On the plus side, this is a pretty-looking game. It reminds me of Everspace 2 in terms of how nice something like an asteroid field can look when there’s some nice lighting and plenty of interesting environmental details. The ground-based missions are less impressive to look at, but they’re reasonable enough. Each of the mechs and ships looks great too, but the character models are a bit weak and feel very basic by comparison. Music and sound effects are decent, although there are some sound mixing issues with the music being too loud in places, drowning out characters. Speaking of characters, some of the voice acting is nicely done, but some of it is clearly text-to-speech, that even reads out the spelling errors in the dialogue. Some of this is so egregious that one of the characters switches between a computer voice and a real person. I’m sure this will get fixed by re-recording lines with the voice actor in future, but it brings me back to that issue of Early Access being a great chance to give a good impression. Things like this don’t help.

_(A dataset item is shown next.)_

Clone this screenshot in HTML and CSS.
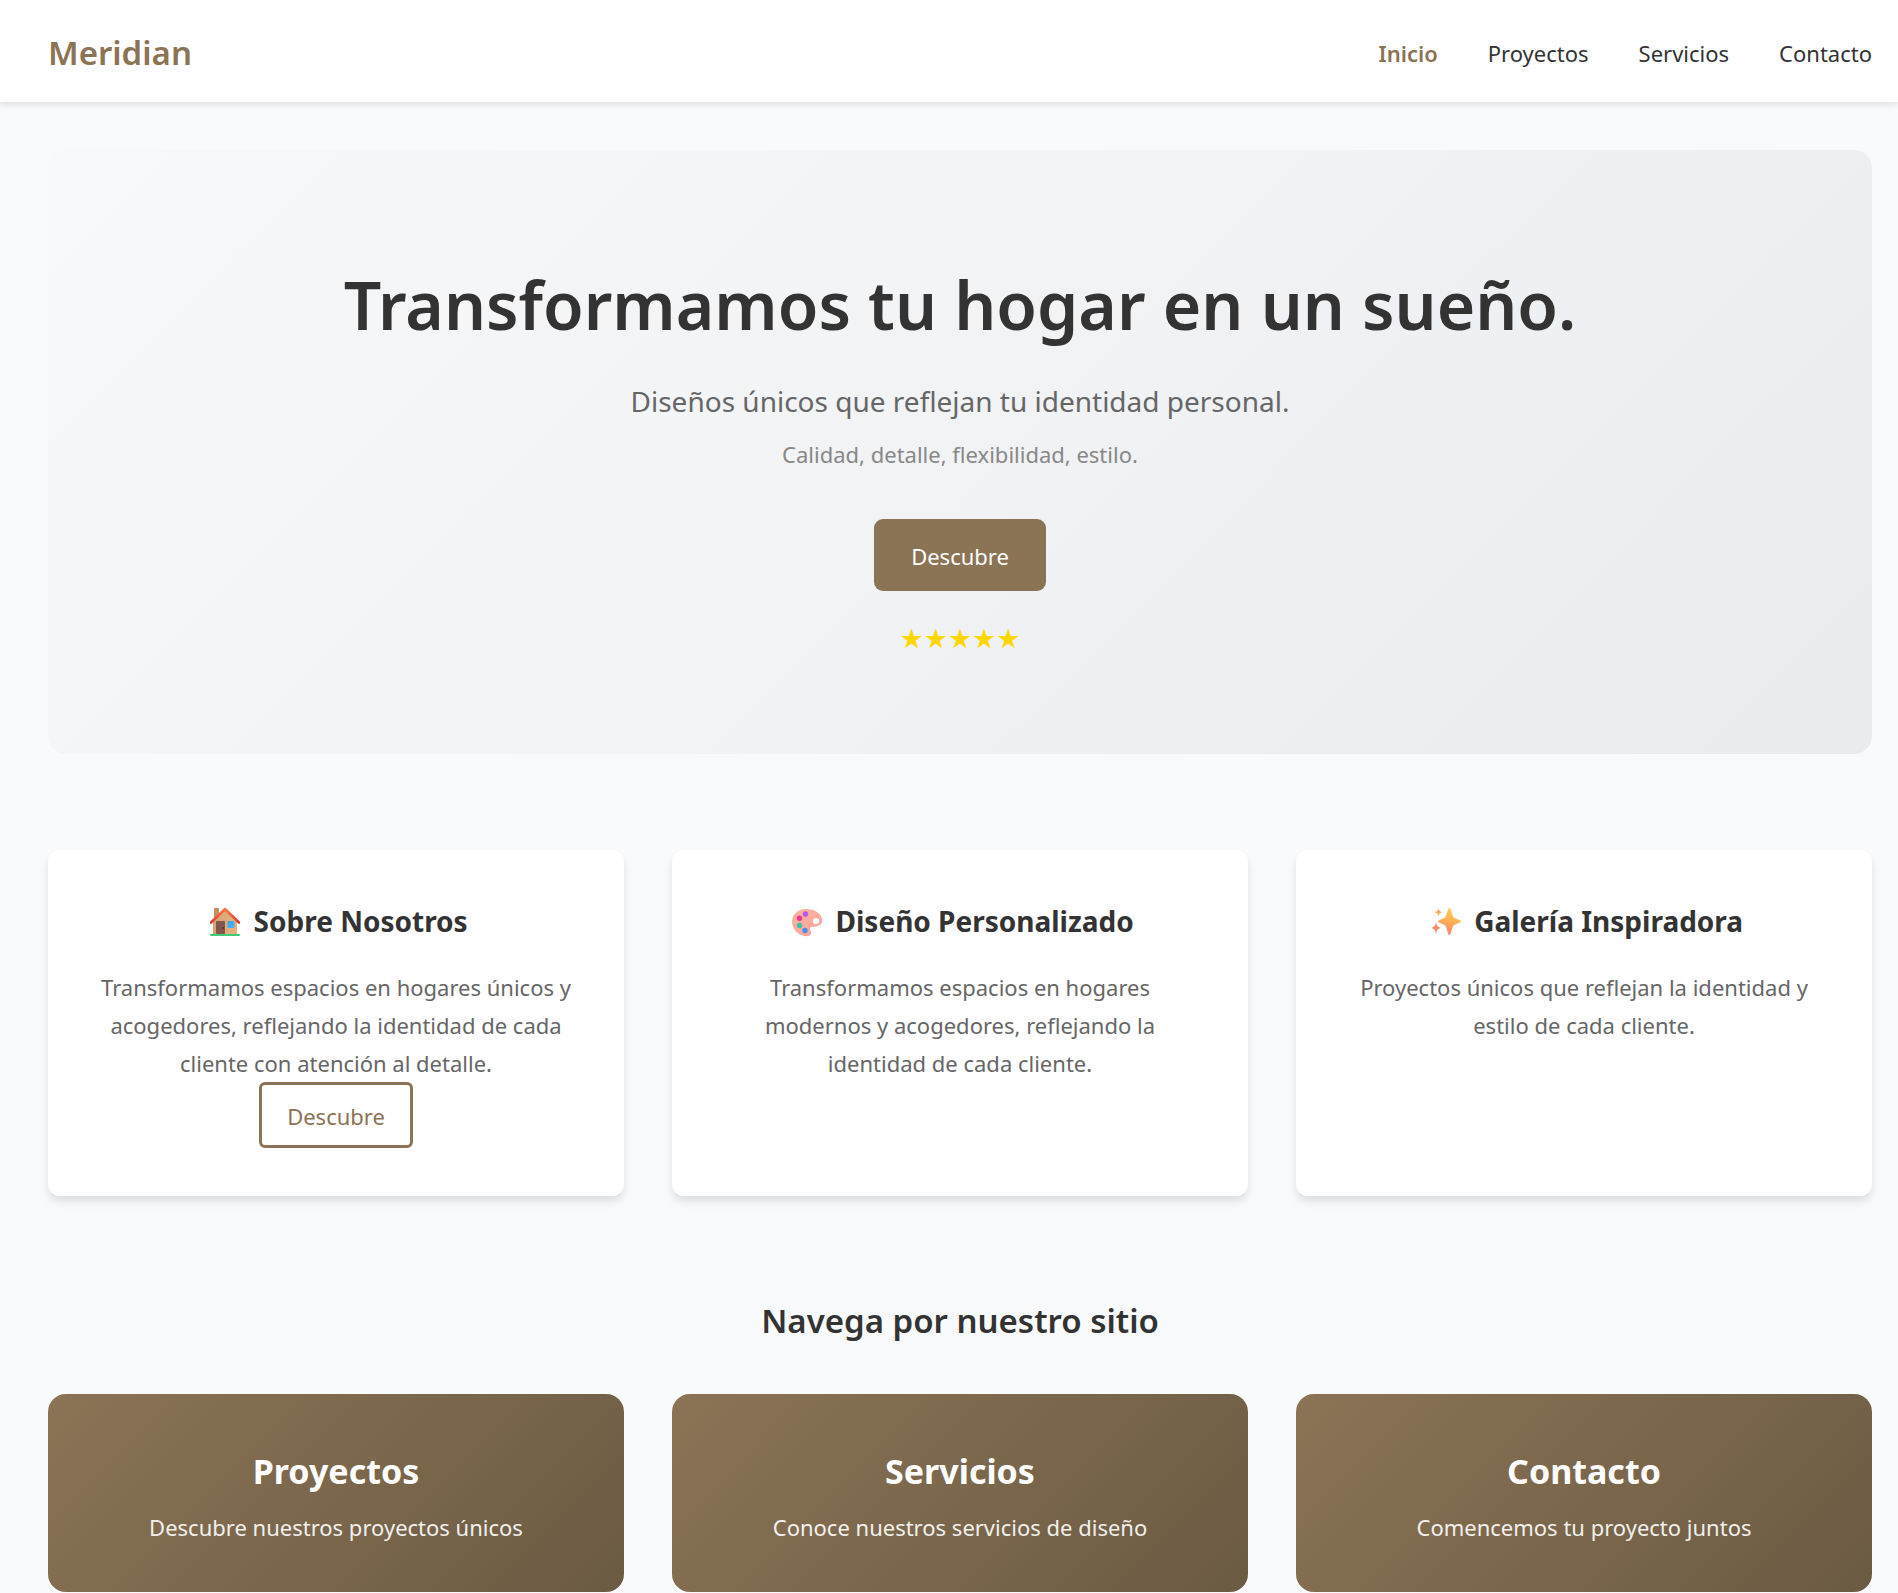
FILE: index.html
```
<!DOCTYPE html>
<html lang="es">
<head>
<meta charset="utf-8">
<meta name="viewport" content="width=device-width, initial-scale=1">
<title>Meridian</title>
<link rel="stylesheet" href="styles.css">
</head>
<body>
<header class="header">
  <div class="logo">Meridian</div>
  <nav class="nav">
    <a class="nav-link active" href="#inicio">Inicio</a>
    <a class="nav-link" href="#proyectos">Proyectos</a>
    <a class="nav-link" href="#servicios">Servicios</a>
    <a class="nav-link" href="#contacto">Contacto</a>
  </nav>
</header>

<main class="main">
  <section class="hero" id="inicio">
    <h1 class="hero-title">Transformamos tu hogar en un sueño.</h1>
    <p class="hero-lead">Diseños únicos que reflejan tu identidad personal.</p>
    <p class="hero-note">Calidad, detalle, flexibilidad, estilo.</p>
    <button class="btn btn-primary" type="button">Descubre</button>
    <div class="stars">★★★★★</div>
  </section>

  <section class="grid features">
    <article class="card">
      <h3 class="card-title">
        <svg class="icon" viewBox="0 0 30 30" aria-hidden="true">
          <defs>
            <linearGradient id="wall" x1="0" x2="1"><stop offset="0" stop-color="#d9a06f"/><stop offset="1" stop-color="#e8b282"/></linearGradient>
            <linearGradient id="roof" x1="0" y1="0" x2="0" y2="1"><stop offset="0" stop-color="#ff7a45"/><stop offset="1" stop-color="#d83a3a"/></linearGradient>
            <linearGradient id="pane" x1="0" y1="0" x2="1" y2="1"><stop offset="0" stop-color="#38a0ee"/><stop offset="1" stop-color="#46bdfb"/></linearGradient>
          </defs>
          <rect x="4" y="1" width="5" height="11" rx="1" fill="#c1915f"/>
          <path d="M3 14 15 3l12 11v14H3z" fill="url(#wall)"/>
          <rect x="6" y="14" width="9" height="13" rx="1" fill="#80584f"/>
          <circle cx="13" cy="21" r="1" fill="#4f3431"/>
          <rect x="17.500" y="14" width="7" height="7" rx="1" fill="url(#pane)"/>
          <path d="M1 15.500 15 2l14 13.500" fill="none" stroke="url(#roof)" stroke-width="2.600" stroke-linecap="round" stroke-linejoin="round"/>
          <rect x="0" y="27" width="30" height="2" rx="1" fill="#40cb78"/>
        </svg>
        Sobre Nosotros</h3>
      <p class="card-text">Transformamos espacios en hogares únicos y acogedores, reflejando la identidad de cada cliente con atención al detalle.</p>
      <button class="btn btn-outline" type="button">Descubre</button>
    </article>
    <article class="card">
      <h3 class="card-title">
        <svg class="icon" viewBox="0 0 30 30" aria-hidden="true">
          <defs><linearGradient id="wood" x1="0" y1="0" x2="1" y2="1"><stop offset="0" stop-color="#ffb49c"/><stop offset="1" stop-color="#f9a2a0"/></linearGradient></defs>
          <path fill="url(#wood)" fill-rule="evenodd" d="M14 2C6 2 0 7.500 0 14.500 0 22 6 28.500 14 29.300c3 .300 5-1 5-3.300 0-2-1-2.800-1-4.200 0-1.500 1.400-2 3-2 5 0 9.200-1.800 9.200-6.300C30.200 7 23 2 14 2zm10 9.300c2 0 3.300 1.200 3.300 2.900S25.800 17 24 17s-3.200-1.100-3.200-2.800 1.300-2.900 3.200-2.900z"/>
          <circle cx="13.500" cy="7" r="2.700" fill="#b65af0"/>
          <circle cx="7.500" cy="11.300" r="2.700" fill="#ee3a8e"/>
          <circle cx="7.500" cy="18.500" r="2.700" fill="#3fbfa8"/>
          <circle cx="13" cy="23.500" r="2.700" fill="#4a8eea"/>
        </svg>
        Diseño Personalizado</h3>
      <p class="card-text">Transformamos espacios en hogares modernos y acogedores, reflejando la identidad de cada cliente.</p>
    </article>
    <article class="card">
      <h3 class="card-title">
        <svg class="icon" viewBox="0 0 30 30" aria-hidden="true">
          <defs><linearGradient id="spark" x1=".6" y1="0" x2=".4" y2="1"><stop offset="0" stop-color="#ffce4a"/><stop offset=".5" stop-color="#ffb056"/><stop offset="1" stop-color="#ff7e72"/></linearGradient></defs>
          <path fill="url(#spark)" d="M17.200 2.200c.500-1.600 1.800-1.600 2.300 0l2.200 6.600c.500 1.300 1 1.900 2.300 2.400l4.800 2c1.500.600 1.500 1.900 0 2.400l-4.800 2c-1.300.500-1.800 1.100-2.300 2.400l-2.200 6.800c-.500 1.600-1.800 1.600-2.300 0L15 20c-.500-1.300-1-1.900-2.300-2.400l-4.600-2c-1.500-.500-1.500-1.800 0-2.400l4.600-2c1.300-.500 1.800-1.100 2.300-2.400z"/>
          <path fill="#efb155" d="M7.500 1c.600 2.800 1.200 3.400 4 4.200-2.800.800-3.400 1.400-4 4.300-.600-2.900-1.200-3.500-4-4.300 2.800-.800 3.400-1.400 4-4.200z"/>
          <path fill="#f98a70" d="M5 15.300c.800 3.800 1.500 4.500 5 5.600-3.500 1-4.200 1.800-5 6-.800-4.200-1.500-5-5-6 3.500-1.100 4.200-1.800 5-5.600z"/>
        </svg>
        Galería Inspiradora</h3>
      <p class="card-text">Proyectos únicos que reflejan la identidad y estilo de cada cliente.</p>
    </article>
  </section>

  <section>
    <h2 class="section-title">Navega por nuestro sitio</h2>
    <div class="grid">
      <a class="tile" id="proyectos" href="#proyectos">
        <h3 class="tile-title">Proyectos</h3>
        <p class="tile-text">Descubre nuestros proyectos únicos</p>
      </a>
      <a class="tile" id="servicios" href="#servicios">
        <h3 class="tile-title">Servicios</h3>
        <p class="tile-text">Conoce nuestros servicios de diseño</p>
      </a>
      <a class="tile" id="contacto" href="#contacto">
        <h3 class="tile-title">Contacto</h3>
        <p class="tile-text">Comencemos tu proyecto juntos</p>
      </a>
    </div>
  </section>
</main>
</body>
</html>
```
FILE: styles.css
```
* {
  box-sizing: border-box;
  margin: 0;
  padding: 0;
}

body {
  font-family: "Noto Sans", "Open Sans", sans-serif;
  font-size: 22px;
  line-height: 38px;
  color: #333;
  background: #f9fafc;
}

a {
  color: inherit;
  text-decoration: none;
}

/* Header */
.header {
  display: flex;
  align-items: center;
  justify-content: space-between;
  padding: 26px 26px 22px 48px;
  background: #fff;
  box-shadow: 0 3px 6px rgba(0, 0, 0, 0.1);
}

.logo {
  font-size: 33px;
  line-height: 54px;
  font-weight: 600;
  color: #8b7355;
}

.nav {
  display: flex;
  gap: 50px;
}

.nav-link.active {
  font-weight: 600;
  color: #8b7355;
}

.main {
  padding: 48px 26px 0 48px;
}

/* Hero */
.hero {
  padding: 96px 48px;
  text-align: center;
  border-radius: 18px;
  background: linear-gradient(135deg, #f8f9fa 0%, #e9ecef 100%);
}

.hero-title {
  margin-bottom: 16px;
  font-size: 66px;
  line-height: 116px;
  font-weight: 600;
}

.hero-lead {
  margin-bottom: 11px;
  font-size: 28px;
  line-height: 46px;
  color: #666;
}

.hero-note {
  margin-bottom: 46px;
  color: #888;
}

.btn {
  display: block;
  margin: 0 auto;
  font: inherit;
  cursor: pointer;
}

.btn-primary {
  padding: 18px 37px 16px;
  border: 0;
  border-radius: 9px;
  color: #fff;
  background: #8b7355;
}

.stars {
  margin-top: 28px;
  font-family: "DejaVu Sans", sans-serif;
  font-size: 27px;
  line-height: 39px;
  color: #ffd700;
}

/* Cards */
.grid {
  display: grid;
  grid-template-columns: repeat(3, 1fr);
  gap: 48px;
}

.features {
  margin: 96px 0;
}

.card {
  padding: 48px;
  text-align: center;
  border-radius: 12px;
  background: #fff;
  box-shadow: 0 6px 9px rgba(0, 0, 0, 0.1);
}

.card-title {
  margin-bottom: 24px;
  font-size: 28px;
  line-height: 46px;
  font-weight: 700;
}

.icon {
  width: 30px;
  height: 30px;
  margin: 0 6px;
  vertical-align: -5px;
}

.card-text {
  color: #666;
}

.btn-outline {
  padding: 12px 25px 10px;
  border: 3px solid #8b7355;
  border-radius: 6px;
  color: #8b7355;
  background: transparent;
}

/* Site links */
.section-title {
  margin-bottom: 44px;
  font-size: 33px;
  line-height: 58px;
  font-weight: 600;
  text-align: center;
}

.tile {
  padding: 48px 48px 46px;
  text-align: center;
  border-radius: 18px;
  color: #fff;
  background: linear-gradient(135deg, #8b7355 0%, #6b5b43 100%);
}

.tile-title {
  margin-bottom: 8px;
  font-size: 34px;
  line-height: 58px;
  font-weight: 700;
}

.tile-text {
  opacity: 0.9;
}
```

Phantom Galaxies certainly has some potential, but it feels quite a long way off yet. There’s a year of Early Access before the full release, so Blowfish Studios have some time to deal with some of these issues. It’s hard to recommend in its current state though, and if this cost money then I’d suggest people steer clear until there are some significant improvements. As a free-to-play offering though, you could probably sink a couple of hours into it and get a feel for it. There aren’t many mech/space shooters out there, so this might scratch an itch for you.
Phantom Galaxies is available in Steam Early Access now.